Effect of depressions on the three-dimensional propagation of longitudinal surface crack in continuous casting strands of hypo-peritectic steel

Surface depressions are common defects in the continuous casting process of hypo-peritectic steel, categorised into transverse and longitudinal depressions. While the formation processes of these depressions are well understood, their influence on the propagation of longitudinal surface cracks remains unclear. This study developed a new method for large-area surface depth measurement of the strand based on optical focusing. Utilising this method, we investigated the impact of surface depressions on the three-dimensional propagation of longitudinal surface crack in terms of width, depth and casting direction through macrostructure characteristics and finite element static analysis. The results indicated that transverse and longitudinal depressions affect crack propagation differently.
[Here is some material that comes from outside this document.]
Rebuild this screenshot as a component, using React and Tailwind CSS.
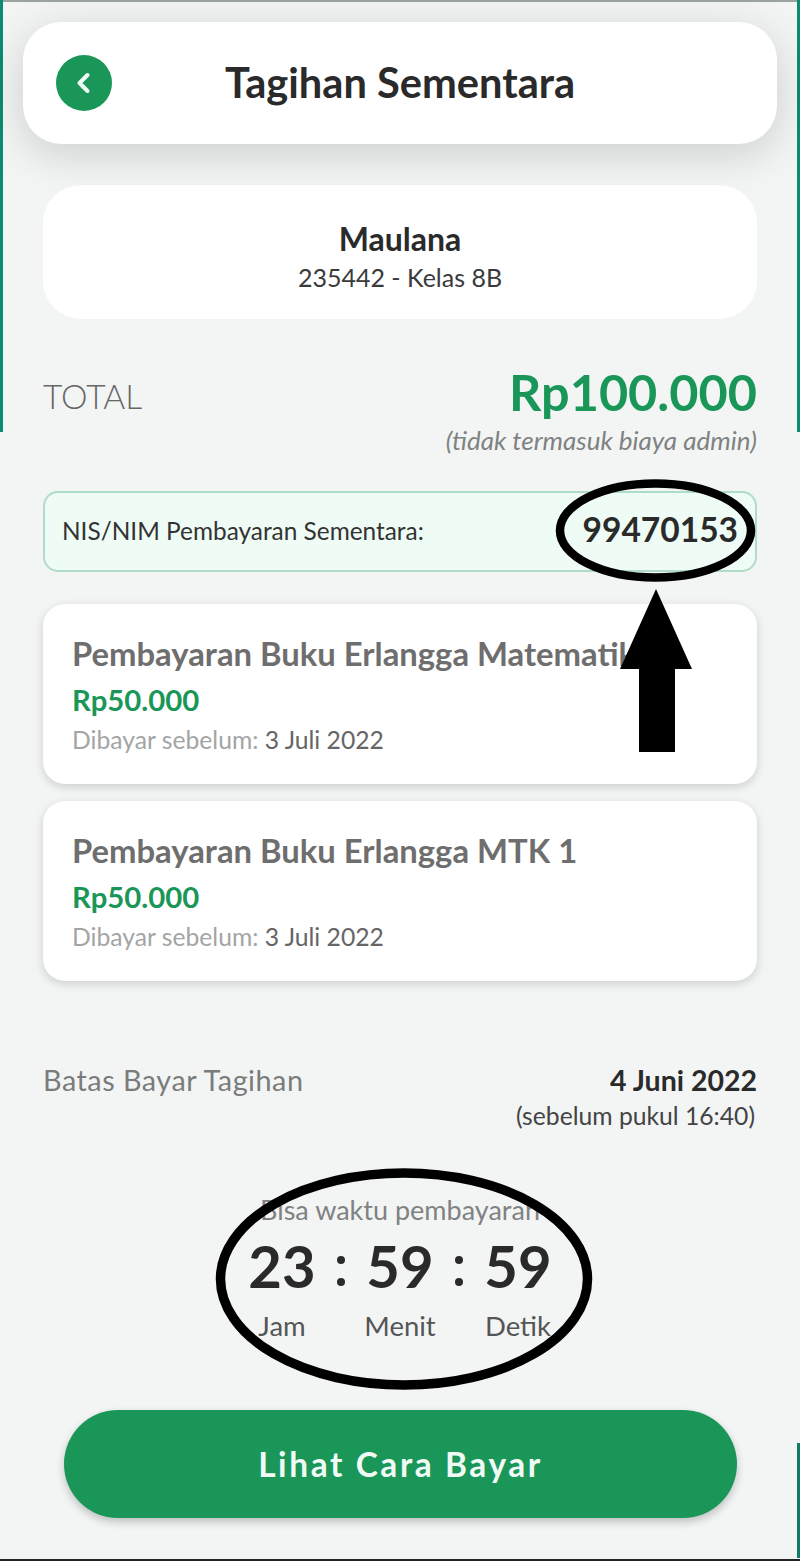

Specifically, the depth of longitudinal depressions increases crack width, while transverse depressions can inhibit it to some extent. Macrostructure analysis of the cross-section revealed a continuous segregation line at the bottom of the depression, closely related to heat transfer, thermal stress, and the flow of solute-enriched liquid steel. Statistical analysis indicated that the depth of longitudinal depressions significantly affects the length of the segregation line, which in turn influences crack depth. However, no surface cracks were found at the bottom of transverse depressions adjacent to longitudinal depressions. This may be due to the banded grains at the bottom of transverse depressions resisting tensile thermal stress parallel to the strand's width direction. Along the casting direction, crack propagation primarily occurs along the bottom of longitudinal depressions due to continuous thermal disturbances at the meniscus. Meanwhile, the transverse depression can restrict the propagation of the existing crack while promoting the formation of the new crack at the other site. Finally, the study proposed mechanisms by which depressions influence the propagation of the longitudinal surface crack. This research further elucidates the impact patterns of surface depressions on macrostructure and stress distribution and how these factors subsequently influence crack propagation in three dimensions. It underscores the importance of controlling surface depressions to mitigate the longitudinal surface crack.